Rabbi Randall Konigsburg

Shabbat Shalom


There is a story told by Stephen Covey about a battleship making its way in dense fog out on the ocean. A lookout has been posted on the bow of the ship to make sure that the way is clear. Suddenly the lookout calls, “There is a light ahead!” This means that they are in danger of a collision. “Where is the light?” asks the captain. “Dead ahead” cries the lookout. The danger now is a head on collision. The captain moves quickly to the signal officer, “Signal that light and tell them to turn 45 degrees starboard.” The signal man sends the message and gets a reply, “YOU turn 45 degrees starboard”. The Captain gets angry, “Tell them I am a captain and I order them to turn 45 degrees starboard.” Back comes the reply, “I am only a seaman, but you better turn 45 degrees.” The captain is white hot angry, “Tell them we are a battleship, turn to the starboard”. Back comes the reply, “I am a lighthouse”. The battleship turns. The moral of the story is that a captain/a leader must know when to command change and when to accept a paradigm shift.

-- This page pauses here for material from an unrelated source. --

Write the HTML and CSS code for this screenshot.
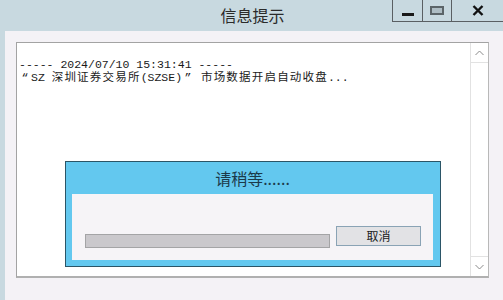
FILE: index.html
```html
<!DOCTYPE html>
<html>
<head>
<meta charset="utf-8">
<link rel="stylesheet" href="styles.css">
</head>
<body>
<div class="window">
  <div class="titlebar">
    <div class="spacer"></div>
    <div class="title">信息提示</div>
    <div class="caption">
      <div class="cbtn cmin"><span class="min-bar"></span></div>
      <div class="cbtn cmax"><span class="max-box"></span></div>
      <div class="cbtn cclose">
        <svg width="12" height="11" viewBox="0 0 12 11"><path d="M1.5 1 L10.5 10 M10.5 1 L1.5 10" stroke="#111" stroke-width="2.4" fill="none"/></svg>
      </div>
    </div>
  </div>
  <div class="client">
    <div class="textbox">
      <div class="text">
        <div class="line">----- 2024/07/10 15:31:41 -----</div>
        <div class="line"><span class="q">“</span>SZ <span class="cjk">深圳证券交易所</span>(SZSE)<span class="q">”</span> <span class="cjk">市场数据开启自动收盘</span>...</div>
      </div>
      <div class="scrollbar">
        <div class="sbtn">
          <svg width="9" height="6" viewBox="0 0 9 6"><path d="M0.5 5 L4.5 1 L8.5 5" stroke="#8a8a8a" stroke-width="1" fill="none"/></svg>
        </div>
        <div class="track"></div>
        <div class="sbtn">
          <svg width="9" height="6" viewBox="0 0 9 6"><path d="M0.5 1 L4.5 5 L8.5 1" stroke="#8a8a8a" stroke-width="1" fill="none"/></svg>
        </div>
      </div>
    </div>
  </div>
</div>
<div class="dialog">
  <div class="dtitle">请稍等......</div>
  <div class="dbody">
    <div class="progress"></div>
    <div class="cancel">取消</div>
  </div>
</div>
</body>
</html>
```
FILE: styles.css
```css
html, body {
  margin: 0;
  padding: 0;
}
body {
  width: 503px;
  height: 300px;
  overflow: hidden;
  background: #c8d9e0;
  position: relative;
  font-family: "Noto Sans CJK SC", sans-serif;
}
.window {
  display: flex;
  flex-direction: column;
  height: 300px;
}
.titlebar {
  height: 31px;
  display: grid;
  grid-template-columns: 1fr auto 1fr;
  align-items: start;
}
.title {
  font-size: 16px;
  line-height: 31px;
  color: #2a2a2a;
  padding-left: 2px;
}
.caption {
  justify-self: end;
  display: flex;
  height: 22px;
}
.cbtn {
  height: 21px;
  border-bottom: 1px solid #5a5f63;
  border-left: 1px solid #5a5f63;
  display: flex;
  align-items: center;
  justify-content: center;
  box-sizing: content-box;
}
.cmin { width: 29px; }
.cmax { width: 28px; }
.cclose { width: 50px; padding-left: 1px; }
.min-bar {
  display: block;
  width: 12px;
  height: 3px;
  background: #1a1a1a;
  margin-top: 7px;
}
.max-box {
  display: block;
  width: 10px;
  height: 5px;
  border: 2px solid #5b6468;
  background: #aebdc4;
  margin-top: -1px;
}
.client {
  flex: 1;
  margin-left: 5px;
  background: #f4f2f6;
  padding: 11px 0 0 11px;
}
.textbox {
  width: 471px;
  height: 233px;
  border: 1px solid #a3a3a3;
  border-right-color: #b8b8b8;
  border-bottom: 2px solid #b0b0b0;
  background: #ffffff;
  display: flex;
}
.text {
  flex: 1;
  padding: 15px 0 0 2px;
  font-family: "Liberation Mono", "Noto Sans CJK SC", monospace;
  font-size: 11.5px;
  line-height: 13px;
  color: #1a1a1a;
}
.line {
  white-space: pre;
}
.cjk {
  letter-spacing: 1.2px;
}
.q {
  display: inline-block;
  width: 12px;
  text-align: center;
}
.scrollbar {
  width: 17px;
  border-left: 1px solid #e2e2e2;
  display: flex;
  flex-direction: column;
  background: #ffffff;
}
.sbtn {
  height: 19px;
  display: flex;
  align-items: center;
  justify-content: center;
  border-bottom: 1px solid #e2e2e2;
}
.sbtn:last-child {
  border-bottom: none;
  border-top: 1px solid #e2e2e2;
}
.track {
  flex: 1;
}
.dialog {
  position: absolute;
  left: 65px;
  top: 161px;
  width: 361px;
  border: 1px solid #2b5567;
  background: #63c8ef;
  padding: 0 7px 6px 6px;
}
.dtitle {
  height: 32px;
  line-height: 33px;
  text-align: center;
  font-size: 16px;
  color: #1c3a4a;
}
.dbody {
  height: 66px;
  background: #f6f4f7;
  display: flex;
  align-items: flex-start;
  padding: 0 0 0 13px;
  box-sizing: border-box;
}
.progress {
  width: 243px;
  height: 12px;
  margin-top: 40px;
  background: #cac8cc;
  border: 1px solid #a4a4a6;
}
.cancel {
  margin-left: 6px;
  margin-top: 32px;
  width: 83px;
  height: 18px;
  border: 1px solid #8aa3b5;
  background: #e2e2e5;
  font-size: 12px;
  line-height: 18px;
  text-align: center;
  color: #202020;
}
```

One of the biggest issues in Jewish communal work today is about leadership. Jewish leaders, including Rabbis, spend a great deal of time over the course of a year updating our training and preparing us for issues and trends that soon will be arising in our communities. The best way for a leader to confront change, is to prepare for the inevitable day when change will come.

Some of the changes we are preparing for are well known throughout the Jewish community. One such change is that the next generation of Jews is not really into making long term commitments. This has repercussions in synagogue membership and in marriage trends for our community. The next generation does not like paying dues to get services that they are not sure they need. They don’t sign up for cable television because they only want to pay for the channels they use. The next generation of Jews wants to only pay for the services they need from the Jewish community. But can the community survive on a pay as you go platform?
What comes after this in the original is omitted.